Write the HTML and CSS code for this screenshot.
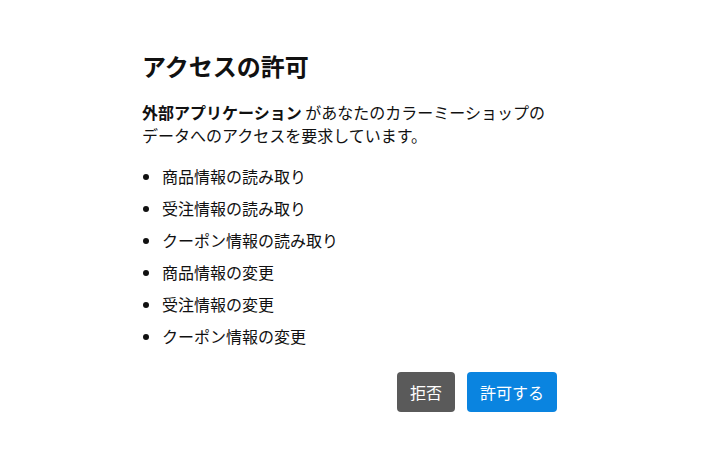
FILE: index.html
```html
<!DOCTYPE html>
<html lang="ja">
<head>
<meta charset="utf-8">
<link rel="stylesheet" href="styles.css">
</head>
<body>
<main class="dialog">
  <h1 class="title">アクセスの許可</h1>
  <p class="desc"><strong>外部アプリケーション</strong> があなたのカラーミーショップの<br>データへのアクセスを要求しています。</p>
  <ul class="scopes">
    <li>商品情報の読み取り</li>
    <li>受注情報の読み取り</li>
    <li>クーポン情報の読み取り</li>
    <li>商品情報の変更</li>
    <li>受注情報の変更</li>
    <li>クーポン情報の変更</li>
  </ul>
  <div class="actions">
    <button class="btn btn-deny">拒否</button>
    <button class="btn btn-allow">許可する</button>
  </div>
</main>
</body>
</html>
```

FILE: styles.css
```css
* { box-sizing: border-box; }
html, body { margin: 0; padding: 0; background: #fff; }
body {
  font-family: "Noto Sans CJK JP", "Noto Sans", sans-serif;
  color: #111;
}
.dialog {
  width: 415px;
  margin-left: 142px;
  padding-top: 48px;
}
.title {
  font-size: 24px;
  font-weight: 700;
  line-height: 36px;
  margin: 0 0 17px;
}
.desc {
  font-size: 16px;
  line-height: 23px;
  margin: 0 0 17px;
}
.desc strong { font-weight: 700; }
.scopes {
  margin: 0;
  padding-left: 20px;
  font-size: 16px;
  line-height: 24px;
}
.scopes li { margin-bottom: 8px; }
.actions {
  display: flex;
  justify-content: flex-end;
  gap: 12px;
  margin-top: 24px;
}
.btn {
  font-family: inherit;
  font-size: 16px;
  line-height: 24px;
  height: 40px;
  padding: 8px 13px;
  border: 0;
  border-radius: 4px;
  color: #fff;
}
.btn-deny { background: #5a5a5a; }
.btn-allow { background: #0a84e0; }
```
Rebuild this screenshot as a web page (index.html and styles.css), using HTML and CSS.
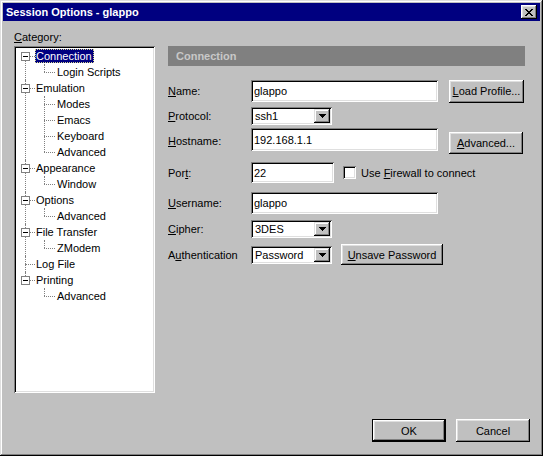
FILE: index.html
```html
<!DOCTYPE html>
<html lang="en">
  <head>
    <meta charset="UTF-8">
    <title>Session Options - glappo</title>
    <link rel="stylesheet" href="styles.css">
  </head>
  <body>
    <div class="window">
      <div class="titlebar">
        <span class="title">Session Options - glappo</span>
        <span class="close">
          <svg width="8" height="7" viewBox="0 0 8 7" shape-rendering="crispEdges">
            <path d="M0 0h2v1h-2zM6 0h2v1h-2zM1 1h2v1h-2zM5 1h2v1h-2zM2 2h4v1h-4zM3 3h2v1h-2zM2 4h4v1h-4zM1 5h2v1h-2zM5 5h2v1h-2zM0 6h2v1h-2zM6 6h2v1h-2z" fill="#000"/>
          </svg>
        </span>
      </div>

      <div class="content">
        <div class="category">
          <div class="cat-label"><u>C</u>ategory:</div>
          <ul class="tree">
            <li>
              <div class="item"><span class="box"></span><span class="label selected">Connection</span></div>
              <ul>
                <li class="item"><span class="label">Login Scripts</span></li>
              </ul>
            </li>
            <li>
              <div class="item"><span class="box"></span><span class="label">Emulation</span></div>
              <ul>
                <li class="item"><span class="label">Modes</span></li>
                <li class="item"><span class="label">Emacs</span></li>
                <li class="item"><span class="label">Keyboard</span></li>
                <li class="item"><span class="label">Advanced</span></li>
              </ul>
            </li>
            <li>
              <div class="item"><span class="box"></span><span class="label">Appearance</span></div>
              <ul>
                <li class="item"><span class="label">Window</span></li>
              </ul>
            </li>
            <li>
              <div class="item"><span class="box"></span><span class="label">Options</span></div>
              <ul>
                <li class="item"><span class="label">Advanced</span></li>
              </ul>
            </li>
            <li>
              <div class="item"><span class="box"></span><span class="label">File Transfer</span></div>
              <ul>
                <li class="item"><span class="label">ZModem</span></li>
              </ul>
            </li>
            <li>
              <div class="item"><span class="label">Log File</span></div>
            </li>
            <li>
              <div class="item"><span class="box"></span><span class="label">Printing</span></div>
              <ul>
                <li class="item"><span class="label">Advanced</span></li>
              </ul>
            </li>
          </ul>
        </div>

        <div class="panel">
          <div class="panel-head">Connection</div>
          <div class="form">
            <div class="row r-name">
              <span class="lbl"><u>N</u>ame:</span>
              <div class="field wide">glappo</div>
              <div class="btn side"><span><u>L</u>oad Profile...</span></div>
            </div>
            <div class="row r-proto">
              <span class="lbl"><u>P</u>rotocol:</span>
              <div class="combo"><span class="val">ssh1</span><span class="drop"><svg width="7" height="4" viewBox="0 0 7 4" shape-rendering="crispEdges"><path d="M0 0h7v1h-7zM1 1h5v1h-5zM2 2h3v1h-3zM3 3h1v1h-1z" fill="#000"/></svg></span></div>
            </div>
            <div class="row r-host">
              <span class="lbl"><u>H</u>ostname:</span>
              <div class="field wide top">192.168.1.1</div>
              <div class="btn side bottom"><span><u>A</u>dvanced...</span></div>
            </div>
            <div class="row r-port">
              <span class="lbl">Por<u>t</u>:</span>
              <div class="field short">22</div>
              <span class="check"></span>
              <span class="check-text">Use <u>F</u>irewall to connect</span>
            </div>
            <div class="row r-user">
              <span class="lbl"><u>U</u>sername:</span>
              <div class="field wide">glappo</div>
            </div>
            <div class="row r-cipher">
              <span class="lbl"><u>C</u>ipher:</span>
              <div class="combo"><span class="val">3DES</span><span class="drop"><svg width="7" height="4" viewBox="0 0 7 4" shape-rendering="crispEdges"><path d="M0 0h7v1h-7zM1 1h5v1h-5zM2 2h3v1h-3zM3 3h1v1h-1z" fill="#000"/></svg></span></div>
            </div>
            <div class="row r-auth">
              <span class="lbl">A<u>u</u>thentication</span>
              <div class="combo"><span class="val">Password</span><span class="drop"><svg width="7" height="4" viewBox="0 0 7 4" shape-rendering="crispEdges"><path d="M0 0h7v1h-7zM1 1h5v1h-5zM2 2h3v1h-3zM3 3h1v1h-1z" fill="#000"/></svg></span></div>
              <div class="btn unsave"><span><u>U</u>nsave Password</span></div>
            </div>
          </div>
        </div>
      </div>

      <div class="footer">
        <div class="btn default">OK</div>
        <div class="btn">Cancel</div>
      </div>
    </div>
  </body>
</html>
```

FILE: styles.css
```css
body{
  margin: 0;
  background: #c0c0c0;
  font: 11px "Liberation Sans", Arial, sans-serif;
  color: #000;
}

u{
  text-underline-offset: 1px;
}

.window{
  width: 543px;
  height: 456px;
  box-sizing: border-box;
  padding: 3px;
  background: #c0c0c0;
  box-shadow: inset -1px -1px #000, inset 1px 1px #dfdfdf,
              inset -2px -2px #808080, inset 2px 2px #fff;
}

.titlebar{
  height: 18px;
  background: #000080;
  color: #fff;
  display: flex;
  align-items: center;
  justify-content: space-between;
  padding: 0 3px 0 3px;
}

.title{
  font-weight: bold;
}

.close{
  width: 16px;
  height: 14px;
  box-sizing: border-box;
  background: #c0c0c0;
  display: flex;
  align-items: center;
  justify-content: center;
  box-shadow: inset -1px -1px #000, inset 1px 1px #fff,
              inset -2px -2px #808080, inset 2px 2px #dfdfdf;
}

.content{
  display: flex;
  padding: 10px 0 0 11px;
}

/* left: category tree */
.category{
  width: 141px;
}

.cat-label{
  height: 15px;
  line-height: 13px;
}

.tree{
  list-style: none;
  margin: 0;
  padding: 2px 0 0 0;
  height: 347px;
  box-sizing: border-box;
  background: #fff;
  box-shadow: inset 1px 1px #808080, inset -1px -1px #fff,
              inset 2px 2px #000, inset -2px -2px #dfdfdf;
}

.tree ul{
  list-style: none;
  margin: 0;
  padding: 0;
  position: relative;
}

.tree > li{
  position: relative;
}

.tree > li::before{
  content: '';
  position: absolute;
  left: 11px;
  top: 0;
  bottom: 0;
  border-left: 1px dotted #808080;
}

.tree > li:first-child::before{
  top: 8px;
}

.tree > li:last-child::before{
  bottom: auto;
  height: 8px;
}

.item{
  position: relative;
  height: 16px;
  white-space: nowrap;
}

.tree > li > .item::after{
  content: '';
  position: absolute;
  left: 11px;
  top: 8px;
  width: 10px;
  border-top: 1px dotted #808080;
}

.tree ul::before{
  content: '';
  position: absolute;
  left: 30px;
  top: 0;
  height: calc(100% - 8px);
  border-left: 1px dotted #808080;
}

.tree ul .item::after{
  content: '';
  position: absolute;
  left: 30px;
  top: 8px;
  width: 11px;
  border-top: 1px dotted #808080;
}

.box{
  position: absolute;
  z-index: 1;
  left: 7px;
  top: 4px;
  width: 9px;
  height: 9px;
  box-sizing: border-box;
  border: 1px solid #808080;
  background: #fff;
}

.box::after{
  content: '';
  position: absolute;
  left: 1px;
  top: 3px;
  width: 5px;
  height: 1px;
  background: #000;
}

.label{
  display: inline-block;
  height: 14px;
  line-height: 14px;
  margin: 1px 0 0 21px;
  padding: 0 2px 0 1px;
  vertical-align: top;
}

.tree ul .label{
  margin-left: 41px;
  padding-left: 2px;
}

.label.selected{
  background: #000080;
  color: #fff;
  outline: 1px dotted #d8d890;
  outline-offset: -1px;
}

/* right: connection panel */
.panel{
  margin-left: 13px;
  width: 357px;
  padding-top: 15px;
}

.panel-head{
  height: 20px;
  line-height: 20px;
  background: #808080;
  color: #c8c8c8;
  font-weight: bold;
  padding-left: 8px;
}

.form{
  padding-top: 13px;
}

.row{
  display: flex;
  align-items: center;
}

.lbl{
  width: 83px;
  flex: none;
}

.field{
  box-sizing: border-box;
  height: 22px;
  background: #fff;
  padding-left: 3px;
  display: flex;
  align-items: center;
  box-shadow: inset 1px 1px #808080, inset -1px -1px #fff,
              inset 2px 2px #000, inset -2px -2px #dfdfdf;
}

.field.wide{ width: 187px; }
.field.short{ width: 83px; height: 21px; }
.field.top{ align-self: flex-start; height: 23px; }

.combo{
  box-sizing: border-box;
  width: 81px;
  height: 18px;
  background: #fff;
  padding: 2px;
  display: flex;
  box-shadow: inset 1px 1px #808080, inset -1px -1px #fff,
              inset 2px 2px #000, inset -2px -2px #dfdfdf;
}

.combo .val{
  flex: 1;
  padding-left: 2px;
  line-height: 14px;
}

.drop{
  width: 16px;
  height: 14px;
  box-sizing: border-box;
  background: #c0c0c0;
  display: flex;
  align-items: center;
  justify-content: center;
  box-shadow: inset -1px -1px #000, inset 1px 1px #dfdfdf,
              inset -2px -2px #808080, inset 2px 2px #fff;
}

.btn{
  box-sizing: border-box;
  height: 23px;
  width: 74px;
  display: flex;
  align-items: center;
  justify-content: center;
  background: #c0c0c0;
  box-shadow: inset -1px -1px #000, inset 1px 1px #fff,
              inset -2px -2px #808080, inset 2px 2px #dfdfdf;
}

.btn.side{
  margin-left: 11px;
  width: 75px;
}

.btn.bottom{
  align-self: flex-end;
  height: 22px;
  width: 74px;
}

.btn.unsave{
  margin-left: 9px;
  width: 102px;
  height: 21px;
}

.r-name{ height: 24px; }
.r-proto{ height: 18px; margin-top: 4px; }
.r-host{ height: 26px; margin-top: 3px; }
.r-port{ height: 21px; margin-top: 8px; }
.r-user{ height: 21px; margin-top: 9px; }
.r-cipher{ height: 18px; margin-top: 7px; }
.r-auth{ height: 21px; margin-top: 6px; }

.check{
  width: 13px;
  height: 13px;
  box-sizing: border-box;
  margin-left: 9px;
  background: #fff;
  box-shadow: inset 1px 1px #808080, inset -1px -1px #fff,
              inset 2px 2px #000, inset -2px -2px #dfdfdf;
}

.check-text{
  margin-left: 5px;
}

/* OK / Cancel */
.footer{
  display: flex;
  justify-content: flex-end;
  gap: 10px;
  margin-top: 26px;
  padding-right: 10px;
}

.btn.default{
  border: 1px solid #000;
}
```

● ● ●

* [WHAT THE EXERCISE ASKS]
Give every line of the material that includes the string "this".

* [EXERCISE ANSWER]
Write the HTML and CSS code for this screenshot.
Rebuild this screenshot as a web page (index.html and styles.css), using HTML and CSS.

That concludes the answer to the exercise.